Like this spatial reasoning question, in which you figure out that the triangle has to be at the bottom of the square, because the other triangles are at the bottom, and the squares are at the top, and the circles are in the middle. (These are so fun)
The problem: Is IQ a measure of intelligence? That’s the Big Question we’re tackling today. Are we actually getting smarter, or are we just getting smarter at one particular type of smart?
This has been a HEATED debate in the psychology world, because it depends on how you define intelligence. What makes one brain better at certain tasks than another brain — and what kind of tasks do we care about? Someone who is kinesthetically intelligent (such as a dancer) may operate differently from someone who is logically intelligent (like a software engineer).
What the Flynn effect tells us is that the IQ test specifically measures how good we are at abstract conceptual thinking. Our brains aren’t actually more powerful, but as the world has modernized, we have gotten better at a certain kind of thinking.
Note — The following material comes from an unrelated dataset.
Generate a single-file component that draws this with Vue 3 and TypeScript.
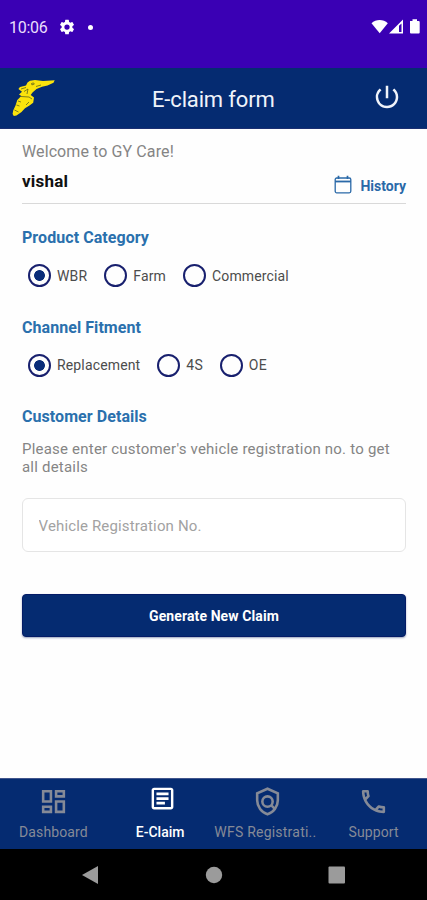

As Flynn put it, “If by ‘intelligence’ you mean a brain engineered to accomplish greater things, then we've made no progress at all. But if you mean: Is our ability to attack a wider range of conceptual problems improved? Then yes, we have gained in intelligence.”
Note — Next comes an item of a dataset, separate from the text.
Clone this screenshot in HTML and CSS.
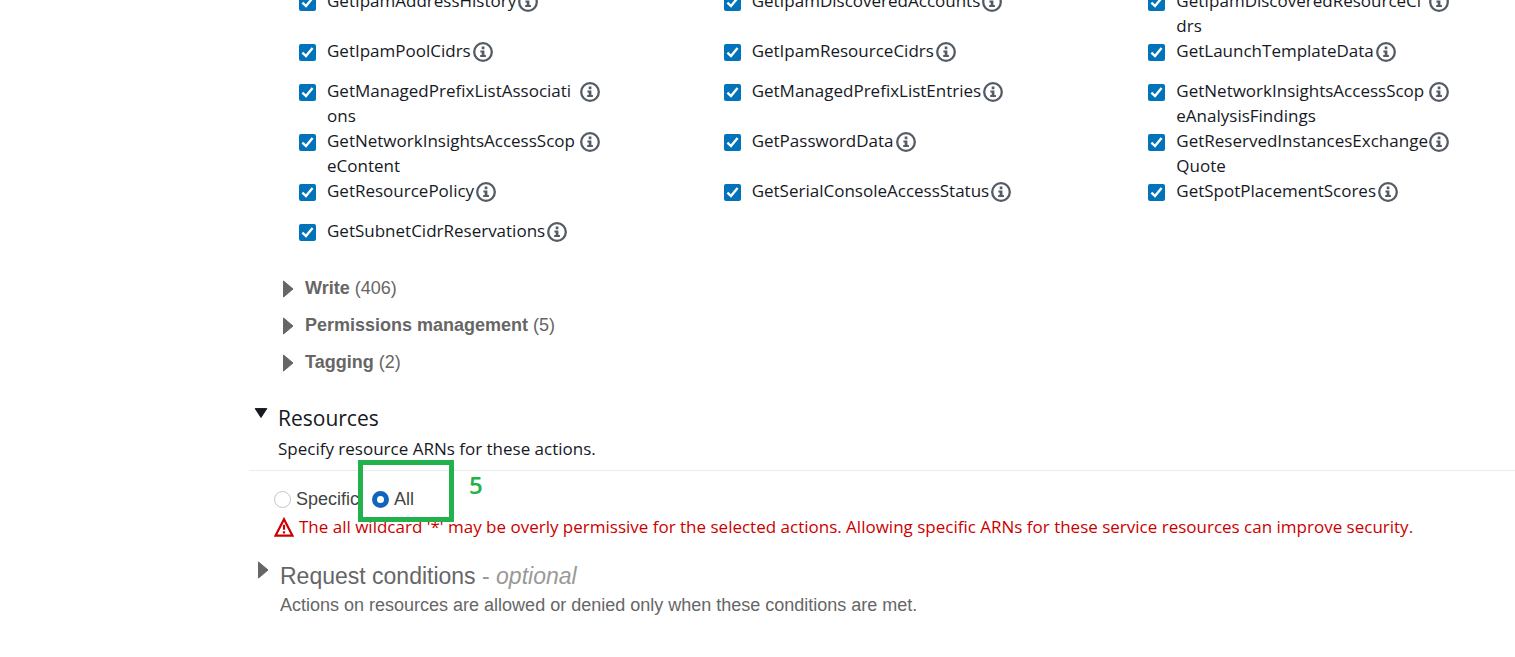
FILE: index.html
```html
<!DOCTYPE html>
<html lang="en">
<head>
<meta charset="utf-8">
<title>Policy editor</title>
<link rel="stylesheet" href="styles.css">
</head>
<body>
<svg class="sprite" aria-hidden="true">
  <symbol id="info" viewBox="0 0 20 20">
    <circle cx="10" cy="10" r="8.8" fill="none" stroke="#545b64" stroke-width="2.3"/>
    <path fill="#545b64" d="M8.7 4.6h2.7v2.6H8.7zM7.4 8.6h4v4.4h1.5v1.9H7.2V13h1.5v-2.5H7.4z"/>
  </symbol>
  <symbol id="right" viewBox="0 0 12 18"><path fill="#666" d="M1.5 1 11 9 1.5 17z" stroke="#666" stroke-linejoin="round"/></symbol>
  <symbol id="down" viewBox="0 0 14 10"><path fill="#16191f" d="M1.2.6h11.6L7 9.5z" stroke="#16191f" stroke-linejoin="round"/></symbol>
</svg>
<main class="editor">
  <div class="actions">
    <div class="action"><input class="check" type="checkbox" id="a1" checked><label class="name" for="a1">GetIpamAddressHistory</label><svg class="info"><use href="#info"/></svg></div>
    <div class="action"><input class="check" type="checkbox" id="a2" checked><label class="name" for="a2">GetIpamDiscoveredAccounts</label><svg class="info"><use href="#info"/></svg></div>
    <div class="action"><input class="check" type="checkbox" id="a3" checked><label class="name" for="a3">GetIpamDiscoveredResourceCi<wbr>drs</label><svg class="info"><use href="#info"/></svg></div>
    <div class="action"><input class="check" type="checkbox" id="a4" checked><label class="name" for="a4">GetIpamPoolCidrs</label><svg class="info"><use href="#info"/></svg></div>
    <div class="action"><input class="check" type="checkbox" id="a5" checked><label class="name" for="a5">GetIpamResourceCidrs</label><svg class="info"><use href="#info"/></svg></div>
    <div class="action"><input class="check" type="checkbox" id="a6" checked><label class="name" for="a6">GetLaunchTemplateData</label><svg class="info"><use href="#info"/></svg></div>
    <div class="action"><input class="check" type="checkbox" id="a7" checked><label class="name" for="a7">GetManagedPrefixListAssociati<wbr>ons</label><svg class="info"><use href="#info"/></svg></div>
    <div class="action"><input class="check" type="checkbox" id="a8" checked><label class="name" for="a8">GetManagedPrefixListEntries</label><svg class="info"><use href="#info"/></svg></div>
    <div class="action"><input class="check" type="checkbox" id="a9" checked><label class="name" for="a9">GetNetworkInsightsAccessScop<wbr>eAnalysisFindings</label><svg class="info"><use href="#info"/></svg></div>
    <div class="action"><input class="check" type="checkbox" id="a10" checked><label class="name" for="a10">GetNetworkInsightsAccessScop<wbr>eContent</label><svg class="info"><use href="#info"/></svg></div>
    <div class="action"><input class="check" type="checkbox" id="a11" checked><label class="name" for="a11">GetPasswordData</label><svg class="info"><use href="#info"/></svg></div>
    <div class="action"><input class="check" type="checkbox" id="a12" checked><label class="name" for="a12">GetReservedInstancesExchange<wbr>Quote</label><svg class="info"><use href="#info"/></svg></div>
    <div class="action"><input class="check" type="checkbox" id="a13" checked><label class="name" for="a13">GetResourcePolicy</label><svg class="info"><use href="#info"/></svg></div>
    <div class="action"><input class="check" type="checkbox" id="a14" checked><label class="name" for="a14">GetSerialConsoleAccessStatus</label><svg class="info"><use href="#info"/></svg></div>
    <div class="action"><input class="check" type="checkbox" id="a15" checked><label class="name" for="a15">GetSpotPlacementScores</label><svg class="info"><use href="#info"/></svg></div>
    <div class="action"><input class="check" type="checkbox" id="a16" checked><label class="name" for="a16">GetSubnetCidrReservations</label><svg class="info"><use href="#info"/></svg></div>
  </div>

  <div class="groups">
    <button class="group" type="button" aria-expanded="false"><svg class="caret"><use href="#right"/></svg><span><b>Write</b> (406)</span></button>
    <button class="group" type="button" aria-expanded="false"><svg class="caret"><use href="#right"/></svg><span><b>Permissions management</b> (5)</span></button>
    <button class="group" type="button" aria-expanded="false"><svg class="caret"><use href="#right"/></svg><span><b>Tagging</b> (2)</span></button>
  </div>

  <section class="resources">
    <button class="heading" type="button" aria-expanded="true">
      <svg class="caret-down"><use href="#down"/></svg>
      <span class="heading-text"><span class="title">Resources</span><span class="hint">Specify resource ARNs for these actions.</span></span>
    </button>
    <div class="choices">
      <input class="radio" type="radio" name="scope" id="specific"><label for="specific">Specific</label>
      <div class="choice-all">
        <input class="radio" type="radio" name="scope" id="all" checked><label for="all">All</label>
        <div class="mark"></div>
        <span class="mark-number">5</span>
      </div>
    </div>
    <p class="warning">
      <svg class="alert" viewBox="0 0 20 20"><path d="M10 2.2 18.4 18.6H1.6z" fill="none" stroke="#c00" stroke-width="2.2"/><path d="M10 7.8v5M10 14.2v2.2" stroke="#c00" stroke-width="2.2"/></svg>
      <span>The all wildcard '*' may be overly permissive for the selected actions. Allowing specific ARNs for these service resources can improve security.</span>
    </p>
  </section>

  <button class="conditions" type="button" aria-expanded="false">
    <svg class="caret"><use href="#right"/></svg>
    <span class="heading-text"><span class="conditions-title">Request conditions <span class="optional">- <i>optional</i></span></span><span class="conditions-hint">Actions on resources are allowed or denied only when these conditions are met.</span></span>
  </button>
</main>
</body>
</html>
```

FILE: styles.css
```css
* { box-sizing: border-box; }
body {
  margin: 0;
  background: #fff;
  color: #16191f;
  font: 17px/25px "Open Sans", "Noto Sans", sans-serif;
  overflow: hidden;
}
.sprite { display: none; }
svg { display: block; flex: none; }
button {
  border: 0;
  padding: 0;
  background: none;
  color: inherit;
  font: inherit;
  text-align: left;
}

/* the list is scrolled, so its first row starts above the window */
.editor { padding-left: 249px; margin-top: -12px; }

.actions {
  display: grid;
  grid-template-columns: repeat(3, 1fr);
  margin: 0 -58px 0 50px;
}
.action {
  display: flex;
  align-items: flex-start;
  min-height: 40px;
}
.check {
  appearance: none;
  flex: none;
  width: 17px;
  height: 17px;
  margin: 6px 11px 0 0;
  border-radius: 2px;
  background: #0073bb;
}
.check:checked {
  background-image: url("data:image/svg+xml,%3Csvg xmlns='http://www.w3.org/2000/svg' viewBox='0 0 17 17'%3E%3Cpath d='M3.4 8.6 7 12.1 13.6 4' fill='none' stroke='white' stroke-width='2.4'/%3E%3C/svg%3E");
}
.name { max-width: 253px; padding-right: 2px; }
.info { width: 20px; height: 20px; margin-top: 4px; }

.groups {
  display: flex;
  flex-direction: column;
  align-items: flex-start;
  margin: 12px 0 0 33px;
  color: #666;
  font: 18px/37px "Liberation Sans", Arial, sans-serif;
}
.group { display: flex; align-items: center; gap: 11px; }
.caret { width: 12px; height: 18px; }

.resources { margin-top: 22px; }
.heading {
  display: flex;
  width: 100%;
  gap: 10px;
  padding: 0 0 5px 5px;
  border-bottom: 1px solid #eaeded;
}
.caret-down { width: 14px; height: 10px; margin-top: 5px; }
.heading-text { display: flex; flex-direction: column; }
.title { font-size: 21px; line-height: 30px; }
.hint { line-height: 32px; }

.choices {
  display: flex;
  align-items: center;
  margin: 16px 0 0 25px;
  color: #444;
  font: 18px/25px "Liberation Sans", Arial, sans-serif;
}
.radio {
  appearance: none;
  flex: none;
  width: 17px;
  height: 17px;
  margin: 0 5px 0 0;
  border: 1px solid #c4c4c4;
  border-radius: 50%;
}
.radio:checked { border: 5px solid #1166bb; }
.choice-all {
  position: relative;
  display: flex;
  align-items: center;
  margin-left: 13px;
}
.mark {
  position: absolute;
  left: -14px;
  top: -27px;
  width: 96px;
  height: 62px;
  border: 5px solid #22b14c;
}
.mark-number {
  position: absolute;
  left: 97px;
  top: -15px;
  color: #22b14c;
  font: 600 24px/25px "Open Sans", sans-serif;
}
.warning {
  display: flex;
  align-items: center;
  gap: 5px;
  margin: 2px 0 0 25px;
  color: #c00;
  white-space: nowrap;
}
.alert { width: 20px; height: 20px; }

.conditions {
  display: flex;
  gap: 11px;
  margin: 22px 0 0 8px;
  color: #666;
  font: 18px/29px "Liberation Sans", Arial, sans-serif;
}
.conditions-title { font-size: 23px; line-height: 30px; }
.optional { color: #999; }
```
What to do now with this information: Enjoy your generational increase in abstract thinking ability!
Also, let’s keep the trend going. Flynn himself (who just passed away in 2020) was a major proponent of generalized knowledge. You should be able to use the same frameworks to different subjects and problems. And this comes not from specializing in any one thing, but rather conceptual, transferable skills that enable you to move freely from category to category.
Flynn believed that education is too narrowly focused these days, and that in order to keep those abstract, critical thinking skills sharp, we should embrace a variety of disciplines.
In other words, multi-passionate thinking.
Go to the source:
Smarter than ever? (American Psychological Association): This Q&A with Flynn from 2013 is a good read.
Logical reasoning test: Take a break from Wordle and try this fun aptitude test online that I got the triangle question from.
Range: Why Generalists Triumph in a Specialized World: I’ve been reading this fascinating book by David Epstein, and the first thing it does is describe the Flynn Effect.
This week’s beverage pairing
Avalanche Amber Ale, Breckenridge Brewery
My passion for ambers has been well-documented, but I can’t help it! It’s the superior beer. The Avalanche Amber is a perfect amber, the amber of all ambers. It reminds me of the Carlsbad Chronic (another perfect amber) in that it’s extremely well-balanced: strong yet sessionable, flavorful yet smooth. Think of the Avalanche as the Colorado cousin to the Carlsbad Chronic.
Other random things I have on my reading list this week
Workplace 'energy vampires' can drain your life force. Stop them with these tips (CNN): If you watch What We Do In the Shadows, you’re familiar with energy vampire Colin Robinson. Well, there appear to be a lot of Colin Robinsons in our midst these days. Here’s how to fight them off.
Lawsuit prompts Grubhub to add disclosures about hidden fees (TechCrunch): The delivery apps are the WORST.
The Latecomer’s Guide to Crypto (The New York Times): “As it’s gone mainstream, crypto has inspired an unusually polarized discourse. Its biggest fans think it’s saving the world, while its biggest skeptics are convinced it’s all a scam — an environment-killing speculative bubble orchestrated by grifters and sold to greedy dupes, which will probably crash the economy when it bursts.” Check out this great crypto explainer — and then my Distilled issue on why I’m not a fan.
Taco Bell workers are getting new uniforms. Here's what they look like (CNN): The new T-bell unis are actually fire and this is important news.
I am so inconsistent on sending this out, so I hope this was a fun surprise in your inbox! Have a great weekend and see you soon.